<regex>
: Revise caret parsing in basic and grep mode by muellerj2 · Pull Request #5165 · microsoft/STL (original) (raw)
I think I have grasped the underlying issue now, but I need maintainer direction to proceed because there are three possible solutions with different pros and cons.
- Section 9.3.8 of the POSIX standard says that a caret at the beginning of a subexpression (capture or non-capture group) may be interpreted as an anchor or as an ordinary character.
- Thus, both libc++ and libstdc++ conform to the POSIX standard, even though they behave completely differently: libc++ interprets a caret at the beginning of a subexpression is an ordinary character, while libstdc++ treats it as an anchor.
- The test case is non-portable because it assumes that a caret at the beginning of a subexpression is treated as an ordinary character. To make it portable, the caret would have to be escaped by a backslash.
- MSVC STL is peculiar: It treats a caret at the beginning of a subexpression as an ordinary character, but interprets it as an anchor if the subexpression in turn is also at the beginning of a subexpression. I don't think this violates the letter of the POSIX standard, but it is some very odd behavior. (I think the parser code clearly suggests that treatment as an anchor was intended, it's just that the implementation suffers from a bug.)
- (Even weirder, MSVC STL always interprets the dollar sign as an ordinary character at the end of a subexpression, never as an anchor.)
- This PR fixes the bug in the parser code as an unintended side effect: With this PR,
_Parser::_Beg_expr()
now returns the correct result because it is called after the node for the capture or non-capture group has been added to the NFA, while it was previously called before that node was created.
Given that the POSIX standard does not mandate how a caret at the beginning of a subexpression is to be handled, we have three options how to proceed:
- Always treat a caret as an ordinary character, aligning with libc++. This is unlikely to break users and leads to consistent treatment of carets, but restricts the expressiveness of the regular expressions more than the other options.
- Always treat a caret as an anchor, aligning with libstdc++. This is probably the option to most likely break some users, but yields consistent treatment of carets and greater expressiveness of regular expressions.
- Retain the old behavior.
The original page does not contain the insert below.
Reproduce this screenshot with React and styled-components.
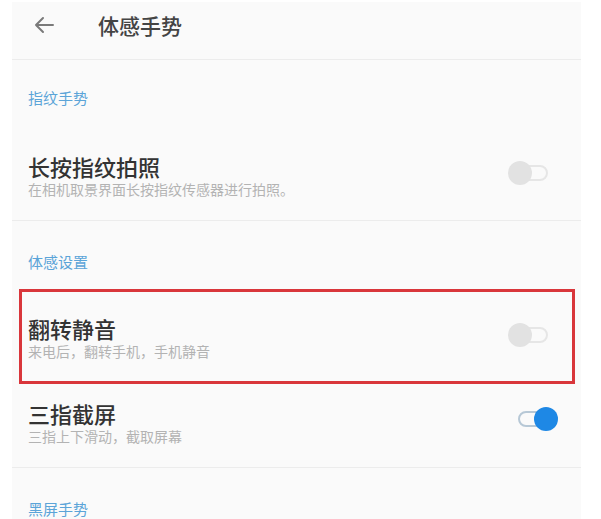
import React from "react";
import styled, { createGlobalStyle } from "styled-components";

const GlobalStyle = createGlobalStyle`
    body {
        margin: 0;
        background: #ffffff;
        font-family: "Noto Sans CJK SC", "Noto Sans", sans-serif;
    }
`;

const items = [
    { section: "指纹手势" },
    {
        title: "长按指纹拍照",
        sub: "在相机取景界面长按指纹传感器进行拍照。",
        on: false,
        divider: true,
    },
    { section: "体感设置" },
    {
        title: "翻转静音",
        sub: "来电后，翻转手机，手机静音",
        on: false,
        marked: true,
    },
    {
        title: "三指截屏",
        sub: "三指上下滑动，截取屏幕",
        on: true,
        divider: true,
    },
    { section: "黑屏手势" },
];

function App() {
    const renderItems = () => {
        return items.map((item, i) =>
            item.section ? (
                <SectionTitle key={i} first={i === 0}>
                    {item.section}
                </SectionTitle>
            ) : (
                <Row key={i} marked={item.marked} divider={item.divider}>
                    <Texts>
                        <Title>{item.title}</Title>
                        <Sub>{item.sub}</Sub>
                    </Texts>
                    <Switch on={item.on}>
                        <Track on={item.on} />
                        <Thumb on={item.on} />
                    </Switch>
                </Row>
            )
        );
    };

    return (
        <>
            <GlobalStyle />
            <Panel>
                <Header>
                    <Back>
                        <svg width="22" height="18" viewBox="0 0 22 18">
                            <path
                                d="M20 9H3M10 2L3 9l7 7"
                                fill="none"
                                stroke="#7a7a7a"
                                strokeWidth="2"
                                strokeLinecap="round"
                                strokeLinejoin="round"
                            />
                        </svg>
                    </Back>
                    <HeaderTitle>体感手势</HeaderTitle>
                </Header>
                {renderItems()}
            </Panel>
        </>
    );
}

export default App;

const Panel = styled.div`
    margin: 2px 0 0 12px;
    width: 569px;
    height: 517px;
    overflow: hidden;
    background: #fafafa;
`;
const Header = styled.header`
    height: 58px;
    box-sizing: border-box;
    padding: 9px 0 0 21px;
    display: flex;
    align-items: flex-start;
    border-bottom: 1px solid #ececec;
`;
const Back = styled.div`
    width: 22px;
    height: 28px;
    display: flex;
    align-items: center;
`;
const HeaderTitle = styled.h1`
    margin: 0 0 0 43px;
    font-size: 21px;
    line-height: 28px;
    font-weight: 500;
    color: #444;
`;
const SectionTitle = styled.div`
    padding: ${(p) => (p.first ? "28px" : "31px")} 16px 17px;
    font-size: 15px;
    line-height: 20px;
    color: #5ba4d8;
`;
const Row = styled.div`
    display: flex;
    align-items: center;
    justify-content: space-between;
    box-sizing: border-box;
    margin: ${(p) => (p.marked ? "0 6px -12px 7px" : "0")};
    padding: ${(p) => (p.marked ? "22px 14px 21px 6px" : "27px 23px 22px 16px")};
    border: ${(p) => (p.marked ? "3px solid #d9363b" : "none")};
    border-bottom: ${(p) =>
        p.marked ? "3px solid #d9363b" : p.divider ? "1px solid #ececec" : "none"};
    position: relative;
    z-index: ${(p) => (p.marked ? 1 : 0)};
`;
const Texts = styled.div`
    display: flex;
    flex-direction: column;
`;
const Title = styled.div`
    font-size: 22px;
    line-height: 28px;
    font-weight: 500;
    color: #333;
`;
const Sub = styled.div`
    font-size: 14px;
    line-height: 18px;
    color: #b3b3b3;
`;
const Switch = styled.div`
    position: relative;
    width: 50px;
    height: 24px;
    margin-top: ${(p) => (p.on ? "-6px" : "-4px")};
`;
const Track = styled.div`
    position: absolute;
    left: 10px;
    top: 4px;
    width: 30px;
    height: 16px;
    box-sizing: border-box;
    border-radius: 8px;
    border: 2px solid ${(p) => (p.on ? "#b7c8d6" : "#e6e6e6")};
`;
const Thumb = styled.div`
    position: absolute;
    top: 0;
    left: ${(p) => (p.on ? "26px" : "0")};
    width: 24px;
    height: 24px;
    border-radius: 50%;
    background: ${(p) => (p.on ? "#1e88e5" : "#e2e2e2")};
`;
This won't break any users and is as expressive as always treating a caret as an anchor (with some weird rules attached to it), but the treatment of carets is just plain weird.
Which option do you consider appropriate? I'm willing to make the changes for any of them. (Even if we go for option 2, we should add tests to make sure we don't regress this behavior in the future. And I think there is still a minor bug in the handling of carets at the beginning of subexpressions, but it can be fixed by changing a single line.)